Summary: There can be a huge difference between high-risk and low-risk. The real question is how much risk you can tolerate, both financially and emotionally. Click through for some insights to help you decide on the right risk level for you.
Everyone has their own level of risk tolerance or risk appetite, which represents the uncertainty they feel comfortable taking when investing. But do they know their own personal level of risk comfort? Most people are unlikely to understand their true risk appetite until they are facing a serious potential loss; until they are staring at a monster decline, they cannot know whether they have the stomach for it. It is easy to assume that everyone has high-risk tolerance in a bull market as their portfolios keep heading upward!
Individual risk capacity
First, it is useful to distinguish subjective risk tolerance — an acceptable degree of “financial pain” — from risk capacity, an objective term that describes a person’s overall individual financial situation and resources. Financial planners analyze several factors to arrive at an appropriate score. These should be reevaluated as their clients’ approach retirement.

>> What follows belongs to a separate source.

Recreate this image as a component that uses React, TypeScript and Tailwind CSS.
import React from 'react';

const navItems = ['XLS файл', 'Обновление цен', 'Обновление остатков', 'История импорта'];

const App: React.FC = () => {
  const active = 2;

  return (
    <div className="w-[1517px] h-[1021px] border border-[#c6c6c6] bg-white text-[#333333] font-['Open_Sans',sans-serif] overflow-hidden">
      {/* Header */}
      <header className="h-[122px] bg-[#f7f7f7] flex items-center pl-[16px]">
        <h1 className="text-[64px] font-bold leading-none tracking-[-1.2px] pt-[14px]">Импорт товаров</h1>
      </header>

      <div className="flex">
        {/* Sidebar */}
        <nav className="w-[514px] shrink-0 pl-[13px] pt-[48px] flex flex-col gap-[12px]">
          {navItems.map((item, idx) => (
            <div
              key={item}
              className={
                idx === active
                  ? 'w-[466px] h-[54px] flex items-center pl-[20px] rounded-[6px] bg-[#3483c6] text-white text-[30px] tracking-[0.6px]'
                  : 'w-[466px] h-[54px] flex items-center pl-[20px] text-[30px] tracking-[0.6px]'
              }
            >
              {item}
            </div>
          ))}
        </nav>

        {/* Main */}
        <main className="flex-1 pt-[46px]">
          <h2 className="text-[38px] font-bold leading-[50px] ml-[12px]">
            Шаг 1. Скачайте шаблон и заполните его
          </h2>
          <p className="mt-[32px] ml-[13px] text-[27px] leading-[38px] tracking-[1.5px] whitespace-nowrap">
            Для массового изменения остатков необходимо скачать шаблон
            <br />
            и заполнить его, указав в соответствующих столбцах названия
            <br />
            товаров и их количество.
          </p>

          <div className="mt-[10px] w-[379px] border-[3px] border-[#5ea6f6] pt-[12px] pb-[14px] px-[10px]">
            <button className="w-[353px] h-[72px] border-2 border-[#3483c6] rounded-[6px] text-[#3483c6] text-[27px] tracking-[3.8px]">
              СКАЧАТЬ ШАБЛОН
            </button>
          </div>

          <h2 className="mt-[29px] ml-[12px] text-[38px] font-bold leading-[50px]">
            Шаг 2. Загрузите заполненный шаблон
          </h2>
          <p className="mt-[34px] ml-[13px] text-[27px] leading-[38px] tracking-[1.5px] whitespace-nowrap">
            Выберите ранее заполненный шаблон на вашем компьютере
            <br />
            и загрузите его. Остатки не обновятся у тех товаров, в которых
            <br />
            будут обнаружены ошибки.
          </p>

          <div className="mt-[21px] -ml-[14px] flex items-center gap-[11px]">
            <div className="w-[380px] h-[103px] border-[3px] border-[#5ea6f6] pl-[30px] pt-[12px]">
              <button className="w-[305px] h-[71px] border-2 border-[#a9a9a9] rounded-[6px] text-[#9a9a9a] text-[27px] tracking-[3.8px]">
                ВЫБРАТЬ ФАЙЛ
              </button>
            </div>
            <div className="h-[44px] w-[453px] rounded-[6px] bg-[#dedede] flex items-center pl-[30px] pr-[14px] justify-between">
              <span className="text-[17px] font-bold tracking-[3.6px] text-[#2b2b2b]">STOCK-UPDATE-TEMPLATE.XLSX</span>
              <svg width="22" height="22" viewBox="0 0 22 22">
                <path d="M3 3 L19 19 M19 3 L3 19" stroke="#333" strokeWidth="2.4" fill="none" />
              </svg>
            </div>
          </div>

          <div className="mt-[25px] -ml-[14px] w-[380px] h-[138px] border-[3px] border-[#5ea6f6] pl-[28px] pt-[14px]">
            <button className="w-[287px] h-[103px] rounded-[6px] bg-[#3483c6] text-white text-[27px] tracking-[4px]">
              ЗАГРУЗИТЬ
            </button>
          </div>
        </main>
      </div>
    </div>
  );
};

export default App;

- Time horizon: Within a longer framework, an investor can assume higher risk, with the expectation that the months and years will smooth out the volatile bumps.

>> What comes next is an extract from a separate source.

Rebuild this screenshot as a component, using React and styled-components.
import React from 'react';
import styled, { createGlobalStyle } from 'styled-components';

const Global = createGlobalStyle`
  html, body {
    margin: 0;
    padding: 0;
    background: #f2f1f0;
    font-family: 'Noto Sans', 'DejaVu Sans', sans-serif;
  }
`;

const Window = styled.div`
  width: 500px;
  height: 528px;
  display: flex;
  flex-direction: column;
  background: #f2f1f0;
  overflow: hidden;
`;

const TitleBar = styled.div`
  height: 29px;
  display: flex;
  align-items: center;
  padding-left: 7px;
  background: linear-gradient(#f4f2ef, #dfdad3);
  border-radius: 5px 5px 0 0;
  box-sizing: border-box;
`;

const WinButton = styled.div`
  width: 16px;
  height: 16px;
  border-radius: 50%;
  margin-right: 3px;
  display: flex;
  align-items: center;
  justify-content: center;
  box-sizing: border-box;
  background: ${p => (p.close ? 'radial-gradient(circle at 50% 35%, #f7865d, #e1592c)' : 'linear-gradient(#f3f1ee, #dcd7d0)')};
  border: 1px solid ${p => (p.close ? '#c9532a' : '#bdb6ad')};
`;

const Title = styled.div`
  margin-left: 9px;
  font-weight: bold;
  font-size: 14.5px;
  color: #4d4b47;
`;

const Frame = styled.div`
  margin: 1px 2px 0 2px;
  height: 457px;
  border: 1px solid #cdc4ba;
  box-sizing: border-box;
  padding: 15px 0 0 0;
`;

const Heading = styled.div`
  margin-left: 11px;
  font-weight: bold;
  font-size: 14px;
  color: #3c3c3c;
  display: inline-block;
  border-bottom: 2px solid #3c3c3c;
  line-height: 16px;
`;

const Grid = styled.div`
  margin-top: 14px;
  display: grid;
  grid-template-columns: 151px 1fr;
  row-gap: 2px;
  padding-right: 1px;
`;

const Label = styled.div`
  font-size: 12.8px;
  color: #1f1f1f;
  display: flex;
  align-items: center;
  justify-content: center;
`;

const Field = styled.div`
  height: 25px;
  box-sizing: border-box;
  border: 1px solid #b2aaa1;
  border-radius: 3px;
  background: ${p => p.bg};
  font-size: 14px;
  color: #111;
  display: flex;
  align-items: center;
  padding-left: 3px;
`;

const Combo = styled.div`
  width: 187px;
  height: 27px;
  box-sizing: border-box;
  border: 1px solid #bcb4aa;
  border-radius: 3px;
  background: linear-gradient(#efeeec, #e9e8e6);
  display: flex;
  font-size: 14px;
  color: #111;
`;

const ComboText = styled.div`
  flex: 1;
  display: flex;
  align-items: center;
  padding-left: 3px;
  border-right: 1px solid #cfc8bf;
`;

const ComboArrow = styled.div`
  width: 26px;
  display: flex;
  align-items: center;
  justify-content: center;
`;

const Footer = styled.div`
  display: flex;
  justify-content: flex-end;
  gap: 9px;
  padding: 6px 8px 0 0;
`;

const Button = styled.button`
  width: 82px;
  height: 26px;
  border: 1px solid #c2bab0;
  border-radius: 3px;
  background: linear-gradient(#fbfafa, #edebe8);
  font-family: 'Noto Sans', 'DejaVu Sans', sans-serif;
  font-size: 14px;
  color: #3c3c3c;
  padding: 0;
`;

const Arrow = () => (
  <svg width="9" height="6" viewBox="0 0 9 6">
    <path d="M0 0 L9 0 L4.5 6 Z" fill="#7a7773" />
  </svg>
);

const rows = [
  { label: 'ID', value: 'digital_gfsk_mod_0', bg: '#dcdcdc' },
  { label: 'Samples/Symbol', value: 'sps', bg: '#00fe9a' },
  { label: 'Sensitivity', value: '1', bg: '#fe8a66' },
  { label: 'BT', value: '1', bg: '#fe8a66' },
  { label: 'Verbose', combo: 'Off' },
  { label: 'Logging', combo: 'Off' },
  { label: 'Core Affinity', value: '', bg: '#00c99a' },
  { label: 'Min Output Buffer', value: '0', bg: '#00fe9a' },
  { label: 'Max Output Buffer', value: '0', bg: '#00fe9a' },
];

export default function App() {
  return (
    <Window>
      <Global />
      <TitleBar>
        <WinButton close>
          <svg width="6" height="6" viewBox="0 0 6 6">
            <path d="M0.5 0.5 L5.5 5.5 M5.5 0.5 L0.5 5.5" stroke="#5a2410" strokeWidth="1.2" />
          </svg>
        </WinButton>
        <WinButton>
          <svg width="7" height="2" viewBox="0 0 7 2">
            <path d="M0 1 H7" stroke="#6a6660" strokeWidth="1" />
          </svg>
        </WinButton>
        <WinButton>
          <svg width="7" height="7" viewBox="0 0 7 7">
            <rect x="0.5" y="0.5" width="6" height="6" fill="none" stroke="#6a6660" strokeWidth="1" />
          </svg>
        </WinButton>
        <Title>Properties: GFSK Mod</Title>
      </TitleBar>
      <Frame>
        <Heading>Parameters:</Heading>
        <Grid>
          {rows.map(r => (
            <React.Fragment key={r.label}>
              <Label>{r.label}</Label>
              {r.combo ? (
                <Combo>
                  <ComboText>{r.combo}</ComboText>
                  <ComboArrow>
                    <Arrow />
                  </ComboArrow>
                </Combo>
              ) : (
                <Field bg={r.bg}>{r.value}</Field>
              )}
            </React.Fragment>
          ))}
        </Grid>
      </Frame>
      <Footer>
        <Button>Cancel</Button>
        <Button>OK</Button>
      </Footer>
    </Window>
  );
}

- Goals: Income and future plans, such as home ownership or retirement, dictate whether an investor can afford to take on a given risk at a particular time. It helps to separate these investments into buckets.
- Age: Younger investors can enjoy a long path ahead to navigate market ups and downs.
- Portfolio size: Having more assets acts as a cushion. The larger a portfolio, the smaller the percentage a loss reflects.
- Comfort and stress: Everyone has a different breaking point and psychological attitude when it comes to lose. Studies show most people experience more distress from losing money than pleasure from acquiring it.
Investors and their planners must try to align the parameters of risk capacity with risk tolerance. The dilemma is that, in many cases, investors have a low-risk tolerance and a high capacity for risk, or the converse. For instance, some investors are ready to embrace much riskier investments than their assets or prospects would indicate. Or those who have started saving late for retirement may need to take on more risk than they would ideally like to.
Financial planners use a set of typical profiles to characterize their clients according to suitable types of investments. These groupings provide a framework for discussions.
At the most cautious end of the spectrum, conservative investors gravitate toward the preservation of capital as an overarching goal. They generally look for interest-bearing securities, such as treasuries or blue-chip corporate bonds, with perhaps a sprinkling of growth stocks.
Next on the continuum, moderate risk investors, with a slightly longer perspective, seek a similar mix, with something like a 70/30 defensive/growth ratio.
Then come balanced portfolios, looking at about a five-year time period. These often divide assets 50/50 between growth, such as equities and listed real estate, and more defensive positions, including cash and fixed income.
Lastly, the most aggressive investors shift closer to all-equities holdings, looking as far as nine or 10 years.
Quizzes and questionnaires
Planners use tools to try to elicit clients’ risk appetites and to help them understand how their own attitudes are guiding their choices. Quizzes pose a slew of questions, such as:
- In how many years do you intend to start making withdrawals, and for how long?
- Which is most important to you, protection or returns?
- Do you expect your income to grow, decrease or stay stable?
Unfortunately, many of these questionnaires are poorly designed and neglect important topics such as longevity and inflation risk. They fail to link risk to specific objectives and focus too narrowly on clients’ risk appetites as an initial screen rather than a thorough examination of goals.
Keeping these limitations in mind, start a conversation with your financial adviser to develop a fuller understanding of how your risk tolerance may be impacting your investment decisions.